This government scheme enables employers to loan cycles and associated safety equipment to employees as a tax-free benefit with the option to buy at a discounted price at the end of the loan period.
Employees can save between 25% and 42% off the cost of a new bike, depending on the cycle package and their tax bracket.
About the scheme
It’s a win-win proposition:
- Employers benefit from fitter, healthier and more productive employees, and demonstrate real commitment to their workforce and the environment
- Employees are enabled to commute to work by bike, saving money and time (no more traffic excuses for being late!), plus they can buy the bike at a discounted price
- The government achieves its aim of promoting healthier journeys to work and reducing pollution, congestion and global warming
Who is eligible?
Any employer can implement the tax-exempt loan scheme for their employees; it’s administered through the PAYE system
What is included under the tax exemption?
Eligible equipment includes:
- All types of bicycles, including ‘electrically-assisted pedal cycles’
- Types of cyclists’ safety equipment are not defined, so a common sense approach needs to be taken
What value of equipment can be supplied?
There is no limit on the total value. It’s even possible to loan two cycles to one employee if, for example, that employee needed a cycle at either end of a train journey between their home and place of work.

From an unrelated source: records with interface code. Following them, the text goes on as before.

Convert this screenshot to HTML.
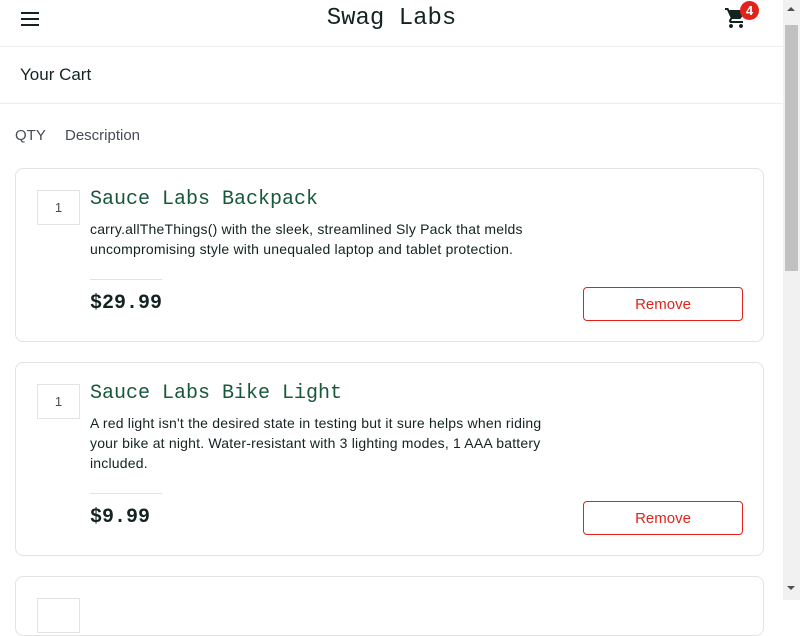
<!DOCTYPE html>
<html><head><style>
*{box-sizing:border-box;margin:0;padding:0}
body{width:800px;height:600px;overflow:hidden;font-family:"Liberation Sans",sans-serif;background:#fff;position:relative}
.a{position:absolute}
.hdr{left:0;top:0;width:783px;height:47px;border-bottom:1px solid #ededed}
.title{left:0;width:783px;top:5px;text-align:center;font-family:"Liberation Mono",monospace;font-size:24px;color:#132322}
.sub{left:0;top:47px;width:783px;height:57px;border-bottom:1px solid #ededed}
.card{left:15px;width:749px;border:1px solid #e3e3e3;border-radius:8px}
.qty{width:43px;height:35px;border:1px solid #e3e3e3;text-align:center;line-height:33px;font-size:13px;color:#484c55}
.name{font-family:"Liberation Mono",monospace;font-size:20px;color:#18583a}
.desc{font-size:14px;line-height:20px;color:#132322;letter-spacing:0.2px}
.div{width:72px;height:1px;background:#e3e3e3}
.price{font-family:"Liberation Mono",monospace;font-size:20px;font-weight:bold;color:#132322}
.btn{width:160px;height:34px;border:1px solid #e2231a;border-radius:4px;color:#e2231a;font-size:15px;text-align:center;line-height:33px}
</style></head><body>
<div class="a hdr"></div>
<div class="a" style="left:21px;top:12px;width:18px;height:2px;background:#132322;box-shadow:0 6px 0 #132322,0 12px 0 #132322"></div>
<div class="a title">Swag Labs</div>
<svg class="a" style="left:723px;top:6px" width="26" height="24" viewBox="0 0 24 24"><path fill="#132322" d="M7 18c-1.1 0-2 .9-2 2s.9 2 2 2 2-.9 2-2-.9-2-2-2zM1 2v2h2l3.6 7.6-1.4 2.4c-.1.3-.2.6-.2 1 0 1.1.9 2 2 2h12v-2H7.4c-.1 0-.2-.1-.2-.2v-.1l.9-1.7h7.4c.8 0 1.4-.4 1.7-1l3.6-6.5c.1-.2.2-.3.2-.5 0-.6-.5-1-1-1H5.2l-.9-2H1zm16 16c-1.1 0-2 .9-2 2s.9 2 2 2 2-.9 2-2-.9-2-2-2z"/></svg>
<div class="a" style="left:740px;top:1px;width:19px;height:19px;border-radius:50%;background:#e2231a;color:#fff;font-size:13px;font-weight:bold;text-align:center;line-height:19px">4</div>
<div class="a sub"></div>
<div class="a" style="left:20px;top:65px;font-size:17px;color:#132322">Your Cart</div>
<div class="a" style="left:15px;top:127px;font-size:15px;color:#484c55">QTY</div>
<div class="a" style="left:65px;top:127px;font-size:15px;color:#484c55">Description</div>

<div class="a card" style="top:168px;height:174px"></div>
<div class="a qty" style="left:37px;top:190px">1</div>
<div class="a name" style="left:90px;top:188px">Sauce Labs Backpack</div>
<div class="a desc" style="left:90px;top:219px;width:470px">carry.allTheThings() with the sleek, streamlined Sly Pack that melds uncompromising style with unequaled laptop and tablet protection.</div>
<div class="a div" style="left:90px;top:279px"></div>
<div class="a price" style="left:90px;top:292px">$29.99</div>
<div class="a btn" style="left:583px;top:287px">Remove</div>

<div class="a card" style="top:362px;height:194px"></div>
<div class="a qty" style="left:37px;top:384px">1</div>
<div class="a name" style="left:90px;top:382px">Sauce Labs Bike Light</div>
<div class="a desc" style="left:90px;top:413px;width:470px">A red light isn't the desired state in testing but it sure helps when riding<br>your bike at night. Water-resistant with 3 lighting modes, 1 AAA battery<br>included.</div>
<div class="a div" style="left:90px;top:493px"></div>
<div class="a price" style="left:90px;top:506px">$9.99</div>
<div class="a btn" style="left:583px;top:501px">Remove</div>

<div class="a card" style="top:576px;height:60px"></div>
<div class="a qty" style="left:37px;top:598px"></div>

<div class="a" style="left:783px;top:0;width:17px;height:600px;background:#f1f1f1"></div>
<div class="a" style="left:785px;top:25px;width:13px;height:246px;background:#c1c1c1"></div>
<div class="a" style="left:787px;top:7px;width:0;height:0;border-left:4px solid transparent;border-right:4px solid transparent;border-bottom:4px solid #505050"></div>
<div class="a" style="left:787px;top:586px;width:0;height:0;border-left:4px solid transparent;border-right:4px solid transparent;border-top:4px solid #505050"></div>
</body></html>
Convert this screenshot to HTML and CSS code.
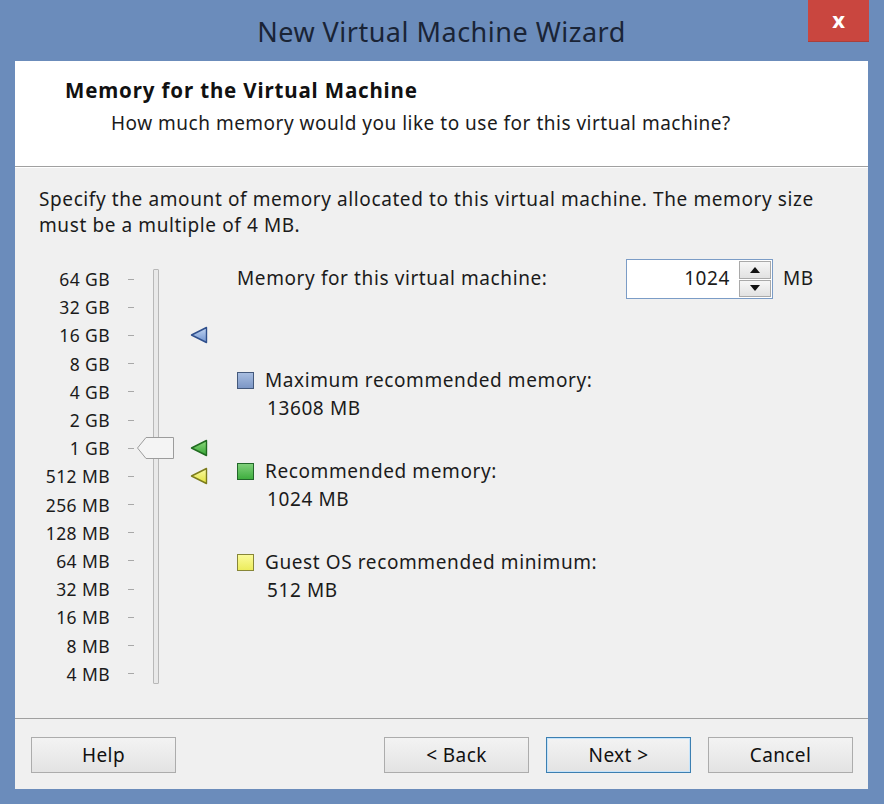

However, please note: the Office of Fair Trading (OFT) has advised that the group consumer credit licence will cover schemes up to a value of £3,000. To extend that, an additional credit licence is required.
How does the scheme work?
The exemption removes the tax charge that would otherwise apply to cycles and cyclists’ safety equipment loaned to employees provided the following conditions are met:
- Ownership of the equipment is not transferred to the employee during the loan period
- Employees use the equipment mainly for qualifying journeys; i.e. for journeys made between the employees home and workplace, or part of those journeys (for example, to the station), or for journeys between one workplace and another
- The Cycle to Work scheme is made available generally to employees of the employer concerned and not confined to directors or offered to them on more favourable terms.
How to set it up?
To take advantage of the tax and Class 1A NICs exemption, an employer can simply buy a cycle and cyclists’ safety equipment, reclaim the VAT (if applicable), make use of the capital allowances and loan it to an employee for qualifying journeys to work. This arrangement means that the employee’s normal salary arrangements are not affected. It may be, however, that the employer wants to recover the cost of providing the cycle and safety equipment loaned to the employee. Usually this would be done through a salary-sacrifice arrangement.